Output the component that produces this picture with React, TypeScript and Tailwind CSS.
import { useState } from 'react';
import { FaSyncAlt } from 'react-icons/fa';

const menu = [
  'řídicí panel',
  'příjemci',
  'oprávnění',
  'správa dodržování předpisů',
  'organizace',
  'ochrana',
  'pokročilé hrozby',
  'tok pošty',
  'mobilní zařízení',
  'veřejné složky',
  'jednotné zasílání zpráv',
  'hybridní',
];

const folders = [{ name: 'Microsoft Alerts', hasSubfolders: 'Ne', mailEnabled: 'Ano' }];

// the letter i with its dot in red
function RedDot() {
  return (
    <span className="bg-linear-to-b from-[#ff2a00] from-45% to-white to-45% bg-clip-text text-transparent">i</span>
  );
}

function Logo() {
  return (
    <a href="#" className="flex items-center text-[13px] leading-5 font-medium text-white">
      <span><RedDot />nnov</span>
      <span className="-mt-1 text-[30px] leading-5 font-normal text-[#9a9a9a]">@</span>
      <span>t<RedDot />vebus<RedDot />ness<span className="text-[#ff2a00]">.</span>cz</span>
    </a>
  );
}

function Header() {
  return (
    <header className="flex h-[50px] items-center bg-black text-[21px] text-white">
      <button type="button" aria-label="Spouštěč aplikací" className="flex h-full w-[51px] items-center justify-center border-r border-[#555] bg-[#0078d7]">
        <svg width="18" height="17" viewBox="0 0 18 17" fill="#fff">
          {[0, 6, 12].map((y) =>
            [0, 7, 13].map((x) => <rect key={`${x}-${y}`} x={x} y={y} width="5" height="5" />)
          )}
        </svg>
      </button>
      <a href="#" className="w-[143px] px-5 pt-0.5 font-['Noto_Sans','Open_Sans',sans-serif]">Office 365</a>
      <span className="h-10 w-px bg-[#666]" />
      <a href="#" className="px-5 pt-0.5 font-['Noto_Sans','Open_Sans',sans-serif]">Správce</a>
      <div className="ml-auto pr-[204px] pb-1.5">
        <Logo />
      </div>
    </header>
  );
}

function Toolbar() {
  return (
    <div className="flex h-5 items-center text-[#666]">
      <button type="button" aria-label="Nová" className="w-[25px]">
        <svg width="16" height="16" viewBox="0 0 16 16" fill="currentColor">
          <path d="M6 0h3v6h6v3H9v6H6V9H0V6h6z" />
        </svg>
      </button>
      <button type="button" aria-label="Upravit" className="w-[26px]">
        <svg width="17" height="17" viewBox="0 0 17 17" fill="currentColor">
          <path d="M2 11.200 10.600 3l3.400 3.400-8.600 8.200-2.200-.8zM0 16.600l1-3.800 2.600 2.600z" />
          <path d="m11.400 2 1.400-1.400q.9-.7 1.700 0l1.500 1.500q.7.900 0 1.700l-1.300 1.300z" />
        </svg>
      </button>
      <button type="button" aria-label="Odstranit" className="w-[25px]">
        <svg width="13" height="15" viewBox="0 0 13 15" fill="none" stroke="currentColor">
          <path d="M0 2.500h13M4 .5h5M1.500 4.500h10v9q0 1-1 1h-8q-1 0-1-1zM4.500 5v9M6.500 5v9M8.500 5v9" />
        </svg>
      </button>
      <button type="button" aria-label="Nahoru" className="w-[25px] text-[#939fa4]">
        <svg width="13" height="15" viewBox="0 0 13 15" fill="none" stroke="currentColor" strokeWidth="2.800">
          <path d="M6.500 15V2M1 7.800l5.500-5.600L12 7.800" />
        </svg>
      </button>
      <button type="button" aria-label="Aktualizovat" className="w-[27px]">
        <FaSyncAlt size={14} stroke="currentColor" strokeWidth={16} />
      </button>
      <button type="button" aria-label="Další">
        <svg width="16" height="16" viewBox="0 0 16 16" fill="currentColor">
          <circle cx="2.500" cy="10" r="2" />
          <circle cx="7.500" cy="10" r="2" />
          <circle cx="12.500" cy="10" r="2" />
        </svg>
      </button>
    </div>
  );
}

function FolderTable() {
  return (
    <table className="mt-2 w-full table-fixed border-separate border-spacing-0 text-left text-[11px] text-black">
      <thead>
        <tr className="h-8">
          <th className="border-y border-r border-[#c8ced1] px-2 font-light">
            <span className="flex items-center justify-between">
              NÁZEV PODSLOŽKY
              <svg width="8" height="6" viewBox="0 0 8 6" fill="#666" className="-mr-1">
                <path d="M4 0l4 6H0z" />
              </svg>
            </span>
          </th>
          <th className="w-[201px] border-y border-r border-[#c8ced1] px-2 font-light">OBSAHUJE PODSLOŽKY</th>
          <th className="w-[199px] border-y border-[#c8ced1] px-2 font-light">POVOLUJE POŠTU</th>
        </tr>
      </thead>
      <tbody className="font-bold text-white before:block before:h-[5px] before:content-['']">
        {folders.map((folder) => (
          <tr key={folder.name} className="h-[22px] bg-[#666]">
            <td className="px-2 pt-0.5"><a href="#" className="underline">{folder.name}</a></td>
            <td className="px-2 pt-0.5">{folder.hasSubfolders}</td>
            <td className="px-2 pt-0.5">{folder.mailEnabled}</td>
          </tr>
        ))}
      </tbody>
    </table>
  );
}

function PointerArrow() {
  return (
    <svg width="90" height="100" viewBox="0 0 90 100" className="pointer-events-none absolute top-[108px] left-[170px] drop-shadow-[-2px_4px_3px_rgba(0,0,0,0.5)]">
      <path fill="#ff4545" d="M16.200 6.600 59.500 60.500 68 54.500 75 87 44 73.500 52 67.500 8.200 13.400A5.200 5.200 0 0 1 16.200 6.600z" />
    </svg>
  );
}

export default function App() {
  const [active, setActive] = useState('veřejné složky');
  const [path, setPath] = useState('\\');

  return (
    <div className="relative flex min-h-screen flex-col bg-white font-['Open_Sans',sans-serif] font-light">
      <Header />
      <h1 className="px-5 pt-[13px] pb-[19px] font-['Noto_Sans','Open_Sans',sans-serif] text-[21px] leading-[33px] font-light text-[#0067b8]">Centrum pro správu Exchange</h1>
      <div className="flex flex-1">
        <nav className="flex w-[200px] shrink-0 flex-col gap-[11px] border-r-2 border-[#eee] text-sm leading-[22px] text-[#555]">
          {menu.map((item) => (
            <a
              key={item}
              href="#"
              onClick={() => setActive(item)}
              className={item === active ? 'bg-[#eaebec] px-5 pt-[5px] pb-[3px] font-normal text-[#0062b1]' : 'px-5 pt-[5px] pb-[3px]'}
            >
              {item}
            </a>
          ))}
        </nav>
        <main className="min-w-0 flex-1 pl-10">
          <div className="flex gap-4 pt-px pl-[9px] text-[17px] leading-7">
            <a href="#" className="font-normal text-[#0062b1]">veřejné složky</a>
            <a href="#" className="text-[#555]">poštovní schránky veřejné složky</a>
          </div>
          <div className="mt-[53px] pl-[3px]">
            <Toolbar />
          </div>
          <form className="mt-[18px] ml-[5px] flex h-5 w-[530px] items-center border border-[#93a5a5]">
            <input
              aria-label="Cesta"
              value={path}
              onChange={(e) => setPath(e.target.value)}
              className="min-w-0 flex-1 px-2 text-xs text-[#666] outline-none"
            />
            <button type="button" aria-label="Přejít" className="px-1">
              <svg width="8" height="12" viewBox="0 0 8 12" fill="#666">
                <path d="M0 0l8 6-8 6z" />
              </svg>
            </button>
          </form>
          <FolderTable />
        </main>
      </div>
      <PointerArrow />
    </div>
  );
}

• _Work to be completed_:
Reproduce every line of the material above exactly.

• _Complete answer_:
Output the component that produces this picture with React, TypeScript and Tailwind CSS.
import { useState } from 'react';
import { FaSyncAlt } from 'react-icons/fa';

const menu = [
  'řídicí panel',
  'příjemci',
  'oprávnění',
  'správa dodržování předpisů',
  'organizace',
  'ochrana',
  'pokročilé hrozby',
  'tok pošty',
  'mobilní zařízení',
  'veřejné složky',
  'jednotné zasílání zpráv',
  'hybridní',
];

const folders = [{ name: 'Microsoft Alerts', hasSubfolders: 'Ne', mailEnabled: 'Ano' }];

// the letter i with its dot in red
function RedDot() {
  return (
    <span className="bg-linear-to-b from-[#ff2a00] from-45% to-white to-45% bg-clip-text text-transparent">i</span>
  );
}

function Logo() {
  return (
    <a href="#" className="flex items-center text-[13px] leading-5 font-medium text-white">
      <span><RedDot />nnov</span>
      <span className="-mt-1 text-[30px] leading-5 font-normal text-[#9a9a9a]">@</span>
      <span>t<RedDot />vebus<RedDot />ness<span className="text-[#ff2a00]">.</span>cz</span>
    </a>
  );
}

function Header() {
  return (
    <header className="flex h-[50px] items-center bg-black text-[21px] text-white">
      <button type="button" aria-label="Spouštěč aplikací" className="flex h-full w-[51px] items-center justify-center border-r border-[#555] bg-[#0078d7]">
        <svg width="18" height="17" viewBox="0 0 18 17" fill="#fff">
          {[0, 6, 12].map((y) =>
            [0, 7, 13].map((x) => <rect key={`${x}-${y}`} x={x} y={y} width="5" height="5" />)
          )}
        </svg>
      </button>
      <a href="#" className="w-[143px] px-5 pt-0.5 font-['Noto_Sans','Open_Sans',sans-serif]">Office 365</a>
      <span className="h-10 w-px bg-[#666]" />
      <a href="#" className="px-5 pt-0.5 font-['Noto_Sans','Open_Sans',sans-serif]">Správce</a>
      <div className="ml-auto pr-[204px] pb-1.5">
        <Logo />
      </div>
    </header>
  );
}

function Toolbar() {
  return (
    <div className="flex h-5 items-center text-[#666]">
      <button type="button" aria-label="Nová" className="w-[25px]">
        <svg width="16" height="16" viewBox="0 0 16 16" fill="currentColor">
          <path d="M6 0h3v6h6v3H9v6H6V9H0V6h6z" />
        </svg>
      </button>
      <button type="button" aria-label="Upravit" className="w-[26px]">
        <svg width="17" height="17" viewBox="0 0 17 17" fill="currentColor">
          <path d="M2 11.200 10.600 3l3.400 3.400-8.600 8.200-2.200-.8zM0 16.600l1-3.800 2.600 2.600z" />
          <path d="m11.400 2 1.400-1.400q.9-.7 1.700 0l1.500 1.500q.7.900 0 1.700l-1.300 1.300z" />
        </svg>
      </button>
      <button type="button" aria-label="Odstranit" className="w-[25px]">
        <svg width="13" height="15" viewBox="0 0 13 15" fill="none" stroke="currentColor">
          <path d="M0 2.500h13M4 .5h5M1.500 4.500h10v9q0 1-1 1h-8q-1 0-1-1zM4.500 5v9M6.500 5v9M8.500 5v9" />
        </svg>
      </button>
      <button type="button" aria-label="Nahoru" className="w-[25px] text-[#939fa4]">
        <svg width="13" height="15" viewBox="0 0 13 15" fill="none" stroke="currentColor" strokeWidth="2.800">
          <path d="M6.500 15V2M1 7.800l5.500-5.600L12 7.800" />
        </svg>
      </button>
      <button type="button" aria-label="Aktualizovat" className="w-[27px]">
        <FaSyncAlt size={14} stroke="currentColor" strokeWidth={16} />
      </button>
      <button type="button" aria-label="Další">
        <svg width="16" height="16" viewBox="0 0 16 16" fill="currentColor">
          <circle cx="2.500" cy="10" r="2" />
          <circle cx="7.500" cy="10" r="2" />
          <circle cx="12.500" cy="10" r="2" />
        </svg>
      </button>
    </div>
  );
}

function FolderTable() {
  return (
    <table className="mt-2 w-full table-fixed border-separate border-spacing-0 text-left text-[11px] text-black">
      <thead>
        <tr className="h-8">
          <th className="border-y border-r border-[#c8ced1] px-2 font-light">
            <span className="flex items-center justify-between">
              NÁZEV PODSLOŽKY
              <svg width="8" height="6" viewBox="0 0 8 6" fill="#666" className="-mr-1">
                <path d="M4 0l4 6H0z" />
              </svg>
            </span>
          </th>
          <th className="w-[201px] border-y border-r border-[#c8ced1] px-2 font-light">OBSAHUJE PODSLOŽKY</th>
          <th className="w-[199px] border-y border-[#c8ced1] px-2 font-light">POVOLUJE POŠTU</th>
        </tr>
      </thead>
      <tbody className="font-bold text-white before:block before:h-[5px] before:content-['']">
        {folders.map((folder) => (
          <tr key={folder.name} className="h-[22px] bg-[#666]">
            <td className="px-2 pt-0.5"><a href="#" className="underline">{folder.name}</a></td>
            <td className="px-2 pt-0.5">{folder.hasSubfolders}</td>
            <td className="px-2 pt-0.5">{folder.mailEnabled}</td>
          </tr>
        ))}
      </tbody>
    </table>
  );
}

function PointerArrow() {
  return (
    <svg width="90" height="100" viewBox="0 0 90 100" className="pointer-events-none absolute top-[108px] left-[170px] drop-shadow-[-2px_4px_3px_rgba(0,0,0,0.5)]">
      <path fill="#ff4545" d="M16.200 6.600 59.500 60.500 68 54.500 75 87 44 73.500 52 67.500 8.200 13.400A5.200 5.200 0 0 1 16.200 6.600z" />
    </svg>
  );
}

export default function App() {
  const [active, setActive] = useState('veřejné složky');
  const [path, setPath] = useState('\\');

  return (
    <div className="relative flex min-h-screen flex-col bg-white font-['Open_Sans',sans-serif] font-light">
      <Header />
      <h1 className="px-5 pt-[13px] pb-[19px] font-['Noto_Sans','Open_Sans',sans-serif] text-[21px] leading-[33px] font-light text-[#0067b8]">Centrum pro správu Exchange</h1>
      <div className="flex flex-1">
        <nav className="flex w-[200px] shrink-0 flex-col gap-[11px] border-r-2 border-[#eee] text-sm leading-[22px] text-[#555]">
          {menu.map((item) => (
            <a
              key={item}
              href="#"
              onClick={() => setActive(item)}
              className={item === active ? 'bg-[#eaebec] px-5 pt-[5px] pb-[3px] font-normal text-[#0062b1]' : 'px-5 pt-[5px] pb-[3px]'}
            >
              {item}
            </a>
          ))}
        </nav>
        <main className="min-w-0 flex-1 pl-10">
          <div className="flex gap-4 pt-px pl-[9px] text-[17px] leading-7">
            <a href="#" className="font-normal text-[#0062b1]">veřejné složky</a>
            <a href="#" className="text-[#555]">poštovní schránky veřejné složky</a>
          </div>
          <div className="mt-[53px] pl-[3px]">
            <Toolbar />
          </div>
          <form className="mt-[18px] ml-[5px] flex h-5 w-[530px] items-center border border-[#93a5a5]">
            <input
              aria-label="Cesta"
              value={path}
              onChange={(e) => setPath(e.target.value)}
              className="min-w-0 flex-1 px-2 text-xs text-[#666] outline-none"
            />
            <button type="button" aria-label="Přejít" className="px-1">
              <svg width="8" height="12" viewBox="0 0 8 12" fill="#666">
                <path d="M0 0l8 6-8 6z" />
              </svg>
            </button>
          </form>
          <FolderTable />
        </main>
      </div>
      <PointerArrow />
    </div>
  );
}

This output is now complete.